The delete statement is fairly straightforward and will remove any row from our database that satisfies the where clause.

Additional Properties

I mentioned earlier that it’s common to have an ID column where each row can be identified uniquely. We’ve been managing it ourselves, but we can have SQLite do this for us. This happens at database creation though, so we’ll also learn how to safely transfer data between tables so we don’t lose all of our users’ data! First, we’ll rename the old table and create the new one. You’ll notice that we now use the additional attributes PRIMARY KEY and AUTOINCREMENT. The former means that this column holds unique values for each row and the latter means to automatically increment this column if it isn’t given a specific value in the insert statement. Then we copy over all of our data and delete the old table. All of this looks like the following:

BEGIN;
ALTER TABLE student RENAME TO tmp_student;
CREATE TABLE student (_id INTEGER PRIMARY KEY AUTOINCREMENT, name TEXT NOT NULL, age INTEGER, gpa REAL);
INSERT INTO student SELECT * FROM tmp_student;
DROP TABLE tmp_student;
COMMIT;

Now we can use insert statements like INSERT INTO student(name, age, gpa) VALUES(‘Michael Smith’, 20, 3.77)  and there will be a new row with an ID that’s one greater than the previous row, even if that row is deleted! We’re guaranteed unique values for rows and PRIMARY KEY helps to enforce that as well.

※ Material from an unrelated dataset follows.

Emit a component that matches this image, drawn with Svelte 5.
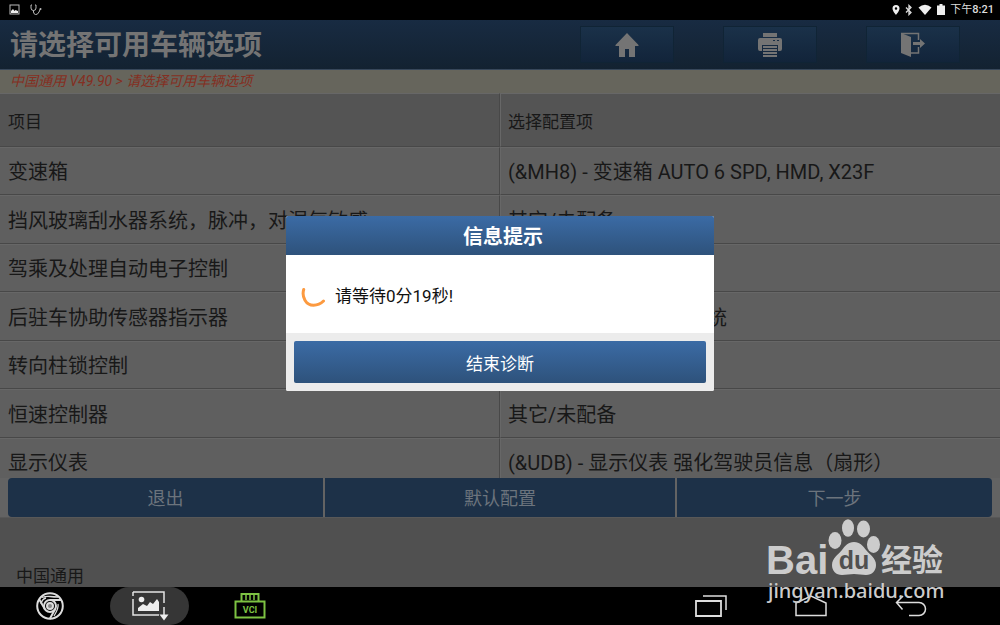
<script lang="ts">
	interface Row {
		item: string;
		option: string;
	}

	const rows: Row[] = [
		{ item: "变速箱", option: "(&MH8) - 变速箱 AUTO 6 SPD, HMD, X23F" },
		{ item: "挡风玻璃刮水器系统，脉冲，对湿气敏感", option: "其它/未配备" },
		{ item: "驾乘及处理自动电子控制", option: "其它/未配备" },
		{ item: "后驻车协助传感器指示器", option: "(&UD7) - 后驻车辅助系统" },
		{ item: "转向柱锁控制", option: "其它/未配备" },
		{ item: "恒速控制器", option: "其它/未配备" },
		{ item: "显示仪表", option: "(&UDB) - 显示仪表 强化驾驶员信息（扇形）" },
	];

	let minutes = $state(0);
	let seconds = $state(19);
	let open = $state(true);
</script>

<div class="screen">
	<div class="status">
		<svg width="12" height="12" viewBox="0 0 12 12">
			<rect x="1" y="1" width="9" height="9" fill="none" stroke="#bbb" />
			<path d="M2 9V7l2-2 1.500 2 1-1L9 7v2z" fill="#eee" />
		</svg>
		<svg class="steth" width="12" height="12" viewBox="0 0 12 12" fill="none" stroke="#bbb">
			<path d="M2 1H1v3q0 2.500 2.500 2.500T6 4V1H5M3.500 6.500V8q0 2 2 2.500T9 8t1-3" />
			<circle cx="10.500" cy="5" r="1" fill="#bbb" stroke="none" />
		</svg>
		<div class="right">
			<svg width="8" height="12" viewBox="0 0 8 12">
				<path
					d="M4 1a3.500 3.500 0 0 0-3.500 3.500C.5 7 4 11 4 11s3.500-4 3.500-6.500A3.500 3.500 0 0 0 4 1zm0 2.200a1.200 1.200 0 1 1 0 2.500 1.200 1.200 0 0 1 0-2.500z"
					fill="#eee"
				/>
			</svg>
			<svg width="8" height="12" viewBox="0 0 8 12" fill="none" stroke="#ddd" stroke-width="1.300">
				<path d="M1 3.500l5 5L4 10.500v-9L6 3.500l-5 5" />
			</svg>
			<svg width="14" height="12" viewBox="0 0 14 12">
				<path d="M.5 3.500Q7-2 13.500 3.500L7 11z" fill="#eee" />
			</svg>
			<svg width="8" height="12" viewBox="0 0 8 12">
				<path d="M0 1.500h2.500V0h3v1.500H8V11H0z" fill="#eee" />
			</svg>
			<span class="clock">下午<b>8:21</b></span>
		</div>
	</div>

	<main>
		<header>
			<h1>请选择可用车辆选项</h1>
			<div class="tools">
				<button aria-label="主页">
					<svg width="24" height="24" viewBox="0 0 24 24" fill="#747474">
						<path d="M12 0l11.500 12v1H20v11h-6v-8h-4v8H4V13H.5v-1z" />
					</svg>
				</button>
				<button aria-label="打印">
					<svg width="24" height="24" viewBox="0 0 24 24" fill="#747474">
						<path d="M5 0h14v4H5z" />
						<path
							d="M2 5h20q2 0 2 2v9q0 2-2 2h-2v-6H4v6H2q-2 0-2-2V7q0-2 2-2zm13 2v1h2V7zm4 0v1h2V7z"
							fill-rule="evenodd"
						/>
						<path d="M5 13h14v2H5zM5 16h14v2H5zM5 19h14v2H5zM5 22h14v2H5z" />
					</svg>
				</button>
				<button aria-label="退出登录">
					<svg width="26" height="26" viewBox="0 0 26 26">
						<path d="M1 1l10 4v20L1 21z" fill="#747474" />
						<path
							d="M1 1.500h17.500V8M18.500 15v6H11"
							fill="none"
							stroke="#747474"
							stroke-width="1.500"
						/>
						<path d="M13 10h7V7l5 4.500-5 4.500v-3h-7z" fill="#747474" />
					</svg>
				</button>
			</div>
		</header>

		<p class="crumb">中国通用 V49.90 &gt; 请选择可用车辆选项</p>

		<div class="list">
			<table>
				<thead>
					<tr>
						<th>项目</th>
						<th>选择配置项</th>
					</tr>
				</thead>
				<tbody>
					{#each rows as row}
						<tr>
							<td>{row.item}</td>
							<td>{row.option}</td>
						</tr>
					{/each}
				</tbody>
			</table>
		</div>

		<div class="actions">
			<button>退出</button>
			<button class="wide">默认配置</button>
			<button>下一步</button>
		</div>

		<div class="vehicle">中国通用</div>

		{#if open}
			<div class="overlay">
				<div class="dialog" role="dialog" aria-labelledby="dialog-title">
					<h2 id="dialog-title">信息提示</h2>
					<div class="message">
						<svg width="26" height="26" viewBox="0 0 26 26">
							<path
								d="M2.700 8.500C.5 16 5 24.200 12.500 24.200c4 0 7.500-1.700 10-4.200"
								fill="none"
								stroke="#fc9a40"
								stroke-width="3"
								stroke-linecap="round"
							/>
						</svg>
						<span>请等待{minutes}分{seconds}秒!</span>
					</div>
					<div class="foot">
						<button onclick={() => (open = false)}>结束诊断</button>
					</div>
				</div>
			</div>
		{/if}
	</main>

	<nav>
		<button aria-label="浏览器">
			<svg width="28" height="28" viewBox="0 0 28 28" fill="none" stroke="#ddd" stroke-width="2">
				<circle cx="14" cy="14" r="12.800" />
				<circle cx="14" cy="14" r="6" />
				<circle cx="14" cy="14" r="3" fill="#888" />
				<path d="M14 8h11.500M8.800 17L3 7M19.200 17l-5.500 10" />
				<path d="M6 5.500Q10 4 14 4.500T22 5M5 12q1-5 5-6M22 12q1 4-4 12" stroke-width="1.300" />
			</svg>
		</button>
		<button class="active" aria-label="截图">
			<svg width="38" height="30" viewBox="0 0 38 30">
				<path
					d="M2 1h31v11M33 16v8M28 24H2V8M2 5V1"
					fill="none"
					stroke="#e4e4e4"
					stroke-width="1.500"
				/>
				<circle cx="10.500" cy="8.500" r="2.800" fill="#eee" />
				<path d="M7 20v-3l5-4 4 2 3-4 3 2 4-5 2 3v9z" fill="#eee" />
				<path d="M28.500 23.500h9L33 29.500z" fill="#eee" />
			</svg>
		</button>
		<button aria-label="VCI">
			<svg width="32" height="28" viewBox="0 0 32 28">
				<path
					d="M7.500 9V2h17v7M1.500 9.500h29v16h-29z"
					fill="none"
					stroke="#7dc242"
					stroke-width="2"
				/>
				<path d="M12 3v5M16 3v5M20 3v5" stroke="#7dc242" stroke-width="1.500" />
				<text x="16" y="21" text-anchor="middle" class="vci">VCI</text>
			</svg>
		</button>
		<div class="system">
			<button aria-label="最近任务">
				<svg width="34" height="24" viewBox="0 0 34 24" fill="none" stroke="#ddd">
					<path d="M2 7h25v15H2z" stroke-width="1.800" />
					<path d="M9 2h23v14" stroke-width="1.500" />
				</svg>
			</button>
			<button aria-label="主屏幕">
				<svg width="34" height="24" viewBox="0 0 34 24" fill="none" stroke="#ddd">
					<path d="M2 21.500V9l15-7 15 7v12.500z" stroke-width="1.500" />
				</svg>
			</button>
			<button aria-label="返回">
				<svg width="34" height="24" viewBox="0 0 34 24" fill="none" stroke="#ddd">
					<path d="M9 2L2.500 8.500l6 7M2.500 8.500H25a6.500 6.500 0 0 1 0 13H15" stroke-width="1.500" />
				</svg>
			</button>
		</div>
	</nav>

	<svg class="watermark" width="190" height="90" viewBox="0 0 190 90" fill="#ccc">
		<text x="6" y="56" class="bai">Bai</text>
		<ellipse cx="75" cy="22.500" rx="6.500" ry="8.500" />
		<ellipse cx="88" cy="10" rx="6" ry="8.800" />
		<ellipse cx="103.500" cy="11" rx="6.500" ry="8.500" />
		<ellipse cx="113.500" cy="26.500" rx="6.500" ry="8.500" />
		<path
			d="M94 24c6 0 9 4 12 8 4 5 10 8 10 15 0 6-4 10-10 10-4 0-8-1-12-1s-8 1-12 1c-6 0-10-4-10-10 0-7 6-10 10-15 3-4 6-8 12-8z"
		/>
		<text x="94" y="51" text-anchor="middle" class="du">du</text>
		<text x="121" y="53" class="exp">经验</text>
		<text x="8" y="80" class="site">jingyan.baidu.com</text>
	</svg>
</div>

<style>
	:global(body) {
		margin: 0;
		background: #000;
	}
	.screen {
		position: relative;
		display: flex;
		flex-direction: column;
		min-height: 100vh;
		overflow: hidden;
		font-family: Roboto, "Noto Sans CJK SC", sans-serif;
		color: #181818;
	}
	button {
		border: 0;
		padding: 0;
		background: none;
		font-family: inherit;
	}
	svg {
		display: block;
	}

	.status {
		display: flex;
		align-items: center;
		height: 20px;
		padding: 0 6px 0 9px;
		background: #000;
		color: #ddd;
	}
	.steth {
		margin-left: 9px;
	}
	.right {
		display: flex;
		align-items: center;
		gap: 5px;
		margin-left: auto;
	}
	.clock {
		font-size: 11px;
		line-height: 20px;
	}
	.clock b {
		font-weight: 500;
	}

	main {
		position: relative;
		flex: 1;
		display: flex;
		flex-direction: column;
		background: #505050;
	}
	header {
		display: flex;
		align-items: center;
		justify-content: space-between;
		height: 49px;
		padding: 0 40px 0 10px;
		border-bottom: 1px solid #37475a;
		background: linear-gradient(#182b42, #132231);
	}
	h1 {
		margin: 0;
		padding-top: 2px;
		font-size: 28px;
		line-height: 46px;
		font-weight: 700;
		color: #747474;
	}
	.tools {
		display: flex;
		gap: 49px;
	}
	.tools button {
		display: flex;
		align-items: center;
		justify-content: center;
		width: 94px;
		height: 37px;
		border: 1px solid #102435;
		background: linear-gradient(#1a3149, #12243a);
	}

	.crumb {
		margin: 0;
		padding-left: 10px;
		font-size: 14px;
		line-height: 22px;
		height: 23px;
		font-style: italic;
		color: #842f22;
		background: #66655c;
	}

	.list {
		height: 385px;
		overflow: hidden;
	}
	table {
		width: 100%;
		table-layout: fixed;
		border-collapse: separate;
		border-spacing: 0;
	}
	th,
	td {
		box-sizing: border-box;
		padding: 0 8px;
		text-align: left;
		white-space: nowrap;
		border-top: 1px solid #676767;
		border-bottom: 1px solid #484848;
	}
	th:first-child,
	td:first-child {
		border-right: 1px solid #484848;
	}
	th:last-child,
	td:last-child {
		padding-left: 7px;
		border-left: 1px solid #676767;
	}
	th {
		height: 54px;
		font-size: 17px;
		font-weight: 400;
		background: #545454;
	}
	td {
		height: 48px;
		padding-top: 2px;
		font-size: 20px;
		line-height: 44px;
		background: #5f5f5f;
	}
	tr:nth-child(even) td {
		height: 49px;
	}

	.actions {
		display: flex;
		gap: 2px;
		padding: 0 8px;
		background: #636363;
	}
	.actions button {
		flex: 9;
		height: 39px;
		padding-bottom: 2px;
		font-size: 18px;
		color: #6c747d;
		background: #1d3148;
	}
	.actions .wide {
		flex: 10;
	}
	.actions button:first-child {
		border-radius: 4px 0 0 4px;
	}
	.actions button:last-child {
		border-radius: 0 4px 4px 0;
	}

	.vehicle {
		flex: 1;
		display: flex;
		align-items: flex-end;
		padding-left: 16px;
		font-size: 17px;
		line-height: 22px;
		border-top: 1px solid #585858;
	}

	.overlay {
		position: absolute;
		inset: 0;
		display: flex;
		align-items: center;
		justify-content: center;
	}
	.dialog {
		width: 428px;
		border-radius: 2px;
		overflow: hidden;
		background: #fff;
	}
	h2 {
		margin: 0;
		padding: 3px 0 0 6px;
		font-size: 20px;
		line-height: 36px;
		font-weight: 700;
		text-align: center;
		color: #fff;
		background: linear-gradient(#3b6ba5, #2e527b);
	}
	.message {
		display: flex;
		align-items: center;
		gap: 8px;
		height: 78px;
		padding-left: 15px;
		font-size: 17px;
		color: #111;
	}
	.foot {
		padding: 8px;
		background: #ececec;
	}
	.foot button {
		display: block;
		width: 100%;
		height: 42px;
		border-radius: 2px;
		font-size: 17px;
		color: #fff;
		background: linear-gradient(#3b6ba5, #2e527b);
	}

	nav {
		display: flex;
		align-items: center;
		height: 38px;
		padding-left: 10px;
		background: #000;
	}
	nav button {
		display: flex;
		align-items: center;
		justify-content: center;
		width: 79px;
		height: 38px;
		margin-right: 21px;
	}
	nav .active {
		border-radius: 19px;
		background: #363636;
	}
	.vci {
		font-size: 9px;
		font-weight: 700;
		fill: #7dc242;
	}
	.system {
		display: flex;
		margin-left: auto;
		padding-right: 29px;
	}

	.watermark {
		position: absolute;
		right: 50px;
		bottom: 17px;
		pointer-events: none;
	}
	.bai {
		font: 700 40px "Liberation Sans", sans-serif;
	}
	.du {
		font: 700 25px "Liberation Sans", sans-serif;
		fill: #505050;
	}
	.exp {
		font: 700 31px "Noto Sans CJK SC", sans-serif;
	}
	.site {
		font: 500 20px "Noto Sans", sans-serif;
	}
</style>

This technique can be used whenever we want to change our table schema drastically. We can use ALTER TABLE to rename our old table, create a new one with a new schema and copy over all of our old data and remove the old table. This method is safe, secure, and prevents your users from losing all of their data!

Conclusion

In this post, we learned about relational databases (RDBs) and SQLite. We covered the data types of the language and how to create tables. We then learned the basic create, read, update, and delete (CRUD) operations that we can perform. Then we finished with some basic techniques and additional modifiers. SQLite is the backend that Android’s ContentProviders use to store data and they can be synced with data from web servers or other providers.